#### [SET TASK]
All of the listing below must be repeated word for word. Pictures are the only thing to omit.

::::::::

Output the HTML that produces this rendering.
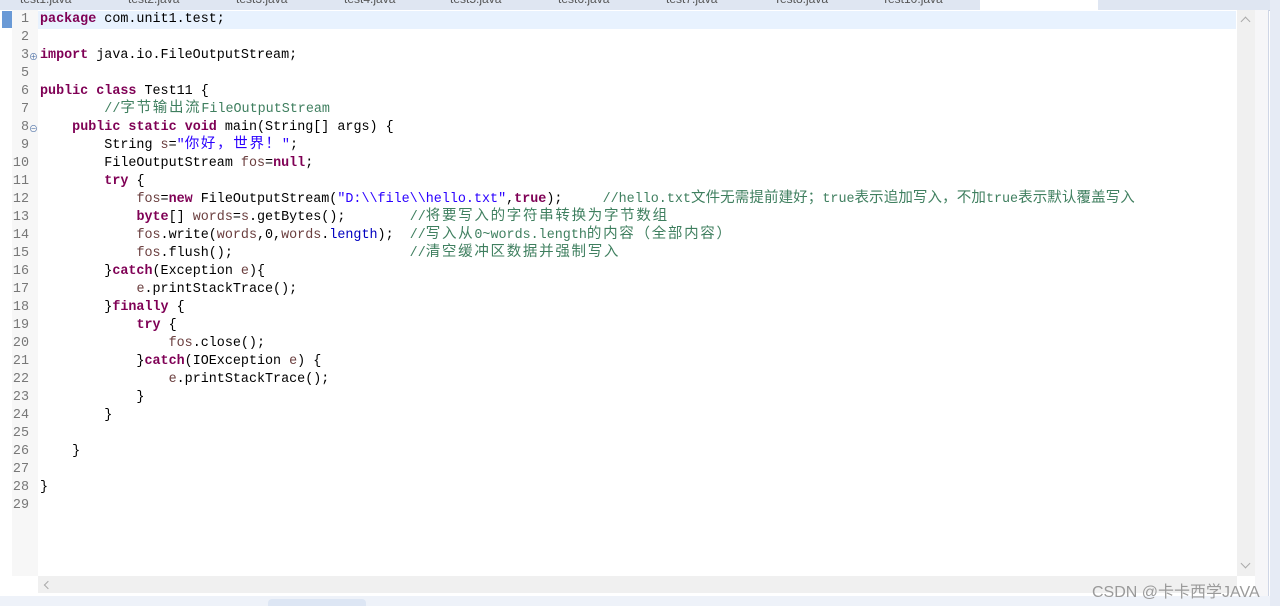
<!DOCTYPE html>
<html><head><meta charset="utf-8"><style>
body{margin:0;width:1280px;height:606px;overflow:hidden;background:#fff;position:relative;font-family:"Liberation Mono","Noto Sans CJK SC",monospace}
.tabs{position:absolute;left:0;top:0;width:1280px;height:10px;background:#dfe6f2;border-bottom:1px solid #c6d0e0;overflow:hidden}
.tab{position:absolute;top:-8px;font:12px "Liberation Sans",sans-serif;color:#555}
.frame{position:absolute;left:0;top:10px;width:1268px;height:586px;background:#fff;border-right:1px solid #cfd6e6}
.gutter{position:absolute;left:12px;top:10px;width:26px;height:566px;background:#f7f7f7}
.cur{position:absolute;left:38px;top:11px;width:1198px;height:18px;background:#e8f2fe}
.vs{position:absolute;left:1237px;top:10px;width:18px;height:566px;background:#f0f0f0}
.vs2{position:absolute;left:1255px;top:10px;width:13px;height:586px;background:#f6f6f8}
.hs{position:absolute;left:38px;top:576px;width:1199px;height:17px;background:#f0f0f0}
.bot{position:absolute;left:0;top:596px;width:1280px;height:10px;background:#eef2f9}
.side{position:absolute;left:1270px;top:0;width:10px;height:606px;background:#e6ebf5}
.ln{position:absolute;left:0;width:29px;text-align:right;color:#787878;font-size:13.4px;line-height:18px}
.code{position:absolute;left:40px;top:11px;font-size:13.4px;color:#000}
.code div{height:18px;line-height:18px;white-space:pre;overflow:visible}
.k{color:#7f0055;font-weight:bold}.c{color:#3f7f5f}.s{color:#2a00ff}.f{color:#0000c0}.v{color:#6a3e3e}
.z{font-family:"Noto Sans CJK SC",sans-serif;font-size:14.5px;letter-spacing:1.7px;line-height:0}
.y{letter-spacing:0.1px}
.wm{position:absolute;left:1092px;top:578px;font:16px "Liberation Sans","Noto Sans CJK SC",sans-serif;color:#9a9a9a}
</style></head><body>
<div class="tabs">
<span class="tab" style="left:20px">test1.java</span><span class="tab" style="left:128px">test2.java</span><span class="tab" style="left:236px">test3.java</span><span class="tab" style="left:344px">test4.java</span><span class="tab" style="left:450px">test5.java</span><span class="tab" style="left:558px">test6.java</span><span class="tab" style="left:666px">test7.java</span><span class="tab" style="left:774px">Test8.java</span><span class="tab" style="left:882px">Test10.java</span>
<div style="position:absolute;left:980px;top:0;width:118px;height:10px;background:#fff"></div>
</div>
<div class="frame"></div>
<div class="gutter"></div>
<div style="position:absolute;left:2px;top:11px;width:10px;height:17px;background:#6a9ad6"></div>
<div class="cur"></div>
<div class="vs"><div style="position:absolute;left:5px;top:8px;width:6px;height:6px;border-left:1px solid #aaa;border-top:1px solid #aaa;transform:rotate(45deg)"></div><div style="position:absolute;left:5px;top:550px;width:6px;height:6px;border-left:1px solid #aaa;border-top:1px solid #aaa;transform:rotate(225deg)"></div></div>
<div class="vs2"></div>
<div class="hs"><div style="position:absolute;left:7px;top:6px;width:5px;height:5px;border-left:1px solid #aaa;border-top:1px solid #aaa;transform:rotate(-45deg)"></div></div>
<div class="bot"><div style="position:absolute;left:268px;top:3px;width:98px;height:7px;background:#dde6f4;border-radius:4px 4px 0 0"></div></div>
<div class="side"></div>
<div style="position:absolute;left:0;top:11px">
<div class="ln" style="top:0">1</div><div class="ln" style="top:18px">2</div><div class="ln" style="top:36px">3</div><div class="ln" style="top:54px">5</div><div class="ln" style="top:72px">6</div><div class="ln" style="top:90px">7</div><div class="ln" style="top:108px">8</div><div class="ln" style="top:126px">9</div><div class="ln" style="top:144px">10</div><div class="ln" style="top:162px">11</div><div class="ln" style="top:180px">12</div><div class="ln" style="top:198px">13</div><div class="ln" style="top:216px">14</div><div class="ln" style="top:234px">15</div><div class="ln" style="top:252px">16</div><div class="ln" style="top:270px">17</div><div class="ln" style="top:288px">18</div><div class="ln" style="top:306px">19</div><div class="ln" style="top:324px">20</div><div class="ln" style="top:342px">21</div><div class="ln" style="top:360px">22</div><div class="ln" style="top:378px">23</div><div class="ln" style="top:396px">24</div><div class="ln" style="top:414px">25</div><div class="ln" style="top:432px">26</div><div class="ln" style="top:450px">27</div><div class="ln" style="top:468px">28</div><div class="ln" style="top:486px">29</div>
</div>
<div style="position:absolute;left:29px;top:50px;font-size:9px;color:#5577aa">⊕</div>
<div style="position:absolute;left:29px;top:122px;font-size:9px;color:#5577aa">⊖</div>
<div class="code">
<div><span class="k">package</span> com.unit1.test;</div>
<div></div>
<div><span class="k">import</span> java.io.FileOutputStream;</div>
<div></div>
<div><span class="k">public</span> <span class="k">class</span> Test11 {</div>
<div>        <span class="c">//<span class="z">字节输出流</span>FileOutputStream</span></div>
<div>    <span class="k">public</span> <span class="k">static</span> <span class="k">void</span> main(String[] args) {</div>
<div>        String <span class="v">s</span>=<span class="s">"<span class="z">你好，世界！</span>"</span>;</div>
<div>        FileOutputStream <span class="v">fos</span>=<span class="k">null</span>;</div>
<div>        <span class="k">try</span> {</div>
<div>            <span class="v">fos</span>=<span class="k">new</span> FileOutputStream(<span class="s">"D:\\file\\hello.txt"</span>,<span class="k">true</span>);     <span class="c">//hello.txt<span class="z y">文件无需提前建好；</span>true<span class="z y">表示追加写入，不加</span>true<span class="z y">表示默认覆盖写入</span></span></div>
<div>            <span class="k">byte</span>[] <span class="v">words</span>=<span class="v">s</span>.getBytes();        <span class="c">//<span class="z">将要写入的字符串转换为字节数组</span></span></div>
<div>            <span class="v">fos</span>.write(<span class="v">words</span>,0,<span class="v">words</span>.<span class="f">length</span>);  <span class="c">//<span class="z">写入从</span>0~words.length<span class="z">的内容（全部内容）</span></span></div>
<div>            <span class="v">fos</span>.flush();                      <span class="c">//<span class="z">清空缓冲区数据并强制写入</span></span></div>
<div>        }<span class="k">catch</span>(Exception <span class="v">e</span>){</div>
<div>            <span class="v">e</span>.printStackTrace();</div>
<div>        }<span class="k">finally</span> {</div>
<div>            <span class="k">try</span> {</div>
<div>                <span class="v">fos</span>.close();</div>
<div>            }<span class="k">catch</span>(IOException <span class="v">e</span>) {</div>
<div>                <span class="v">e</span>.printStackTrace();</div>
<div>            }</div>
<div>        }</div>
<div></div>
<div>    }</div>
<div></div>
<div>}</div>
</div>
<div class="wm">CSDN @卡卡西学JAVA</div>
</body></html>
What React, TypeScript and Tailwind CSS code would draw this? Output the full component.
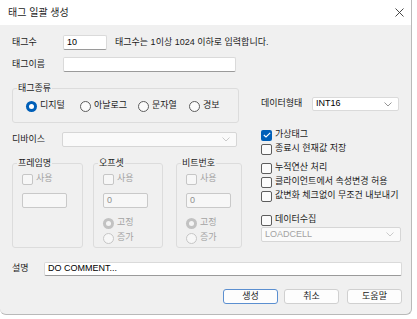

::::::::

#### [RESPONSE TO THE TASK]
Output the HTML that produces this rendering.
<!DOCTYPE html>
<html><head><meta charset="utf-8"><style>
body{margin:0;width:1280px;height:606px;overflow:hidden;background:#fff;position:relative;font-family:"Liberation Mono","Noto Sans CJK SC",monospace}
.tabs{position:absolute;left:0;top:0;width:1280px;height:10px;background:#dfe6f2;border-bottom:1px solid #c6d0e0;overflow:hidden}
.tab{position:absolute;top:-8px;font:12px "Liberation Sans",sans-serif;color:#555}
.frame{position:absolute;left:0;top:10px;width:1268px;height:586px;background:#fff;border-right:1px solid #cfd6e6}
.gutter{position:absolute;left:12px;top:10px;width:26px;height:566px;background:#f7f7f7}
.cur{position:absolute;left:38px;top:11px;width:1198px;height:18px;background:#e8f2fe}
.vs{position:absolute;left:1237px;top:10px;width:18px;height:566px;background:#f0f0f0}
.vs2{position:absolute;left:1255px;top:10px;width:13px;height:586px;background:#f6f6f8}
.hs{position:absolute;left:38px;top:576px;width:1199px;height:17px;background:#f0f0f0}
.bot{position:absolute;left:0;top:596px;width:1280px;height:10px;background:#eef2f9}
.side{position:absolute;left:1270px;top:0;width:10px;height:606px;background:#e6ebf5}
.ln{position:absolute;left:0;width:29px;text-align:right;color:#787878;font-size:13.4px;line-height:18px}
.code{position:absolute;left:40px;top:11px;font-size:13.4px;color:#000}
.code div{height:18px;line-height:18px;white-space:pre;overflow:visible}
.k{color:#7f0055;font-weight:bold}.c{color:#3f7f5f}.s{color:#2a00ff}.f{color:#0000c0}.v{color:#6a3e3e}
.z{font-family:"Noto Sans CJK SC",sans-serif;font-size:14.5px;letter-spacing:1.7px;line-height:0}
.y{letter-spacing:0.1px}
.wm{position:absolute;left:1092px;top:578px;font:16px "Liberation Sans","Noto Sans CJK SC",sans-serif;color:#9a9a9a}
</style></head><body>
<div class="tabs">
<span class="tab" style="left:20px">test1.java</span><span class="tab" style="left:128px">test2.java</span><span class="tab" style="left:236px">test3.java</span><span class="tab" style="left:344px">test4.java</span><span class="tab" style="left:450px">test5.java</span><span class="tab" style="left:558px">test6.java</span><span class="tab" style="left:666px">test7.java</span><span class="tab" style="left:774px">Test8.java</span><span class="tab" style="left:882px">Test10.java</span>
<div style="position:absolute;left:980px;top:0;width:118px;height:10px;background:#fff"></div>
</div>
<div class="frame"></div>
<div class="gutter"></div>
<div style="position:absolute;left:2px;top:11px;width:10px;height:17px;background:#6a9ad6"></div>
<div class="cur"></div>
<div class="vs"><div style="position:absolute;left:5px;top:8px;width:6px;height:6px;border-left:1px solid #aaa;border-top:1px solid #aaa;transform:rotate(45deg)"></div><div style="position:absolute;left:5px;top:550px;width:6px;height:6px;border-left:1px solid #aaa;border-top:1px solid #aaa;transform:rotate(225deg)"></div></div>
<div class="vs2"></div>
<div class="hs"><div style="position:absolute;left:7px;top:6px;width:5px;height:5px;border-left:1px solid #aaa;border-top:1px solid #aaa;transform:rotate(-45deg)"></div></div>
<div class="bot"><div style="position:absolute;left:268px;top:3px;width:98px;height:7px;background:#dde6f4;border-radius:4px 4px 0 0"></div></div>
<div class="side"></div>
<div style="position:absolute;left:0;top:11px">
<div class="ln" style="top:0">1</div><div class="ln" style="top:18px">2</div><div class="ln" style="top:36px">3</div><div class="ln" style="top:54px">5</div><div class="ln" style="top:72px">6</div><div class="ln" style="top:90px">7</div><div class="ln" style="top:108px">8</div><div class="ln" style="top:126px">9</div><div class="ln" style="top:144px">10</div><div class="ln" style="top:162px">11</div><div class="ln" style="top:180px">12</div><div class="ln" style="top:198px">13</div><div class="ln" style="top:216px">14</div><div class="ln" style="top:234px">15</div><div class="ln" style="top:252px">16</div><div class="ln" style="top:270px">17</div><div class="ln" style="top:288px">18</div><div class="ln" style="top:306px">19</div><div class="ln" style="top:324px">20</div><div class="ln" style="top:342px">21</div><div class="ln" style="top:360px">22</div><div class="ln" style="top:378px">23</div><div class="ln" style="top:396px">24</div><div class="ln" style="top:414px">25</div><div class="ln" style="top:432px">26</div><div class="ln" style="top:450px">27</div><div class="ln" style="top:468px">28</div><div class="ln" style="top:486px">29</div>
</div>
<div style="position:absolute;left:29px;top:50px;font-size:9px;color:#5577aa">⊕</div>
<div style="position:absolute;left:29px;top:122px;font-size:9px;color:#5577aa">⊖</div>
<div class="code">
<div><span class="k">package</span> com.unit1.test;</div>
<div></div>
<div><span class="k">import</span> java.io.FileOutputStream;</div>
<div></div>
<div><span class="k">public</span> <span class="k">class</span> Test11 {</div>
<div>        <span class="c">//<span class="z">字节输出流</span>FileOutputStream</span></div>
<div>    <span class="k">public</span> <span class="k">static</span> <span class="k">void</span> main(String[] args) {</div>
<div>        String <span class="v">s</span>=<span class="s">"<span class="z">你好，世界！</span>"</span>;</div>
<div>        FileOutputStream <span class="v">fos</span>=<span class="k">null</span>;</div>
<div>        <span class="k">try</span> {</div>
<div>            <span class="v">fos</span>=<span class="k">new</span> FileOutputStream(<span class="s">"D:\\file\\hello.txt"</span>,<span class="k">true</span>);     <span class="c">//hello.txt<span class="z y">文件无需提前建好；</span>true<span class="z y">表示追加写入，不加</span>true<span class="z y">表示默认覆盖写入</span></span></div>
<div>            <span class="k">byte</span>[] <span class="v">words</span>=<span class="v">s</span>.getBytes();        <span class="c">//<span class="z">将要写入的字符串转换为字节数组</span></span></div>
<div>            <span class="v">fos</span>.write(<span class="v">words</span>,0,<span class="v">words</span>.<span class="f">length</span>);  <span class="c">//<span class="z">写入从</span>0~words.length<span class="z">的内容（全部内容）</span></span></div>
<div>            <span class="v">fos</span>.flush();                      <span class="c">//<span class="z">清空缓冲区数据并强制写入</span></span></div>
<div>        }<span class="k">catch</span>(Exception <span class="v">e</span>){</div>
<div>            <span class="v">e</span>.printStackTrace();</div>
<div>        }<span class="k">finally</span> {</div>
<div>            <span class="k">try</span> {</div>
<div>                <span class="v">fos</span>.close();</div>
<div>            }<span class="k">catch</span>(IOException <span class="v">e</span>) {</div>
<div>                <span class="v">e</span>.printStackTrace();</div>
<div>            }</div>
<div>        }</div>
<div></div>
<div>    }</div>
<div></div>
<div>}</div>
</div>
<div class="wm">CSDN @卡卡西学JAVA</div>
</body></html>
What React, TypeScript and Tailwind CSS code would draw this? Output the full component.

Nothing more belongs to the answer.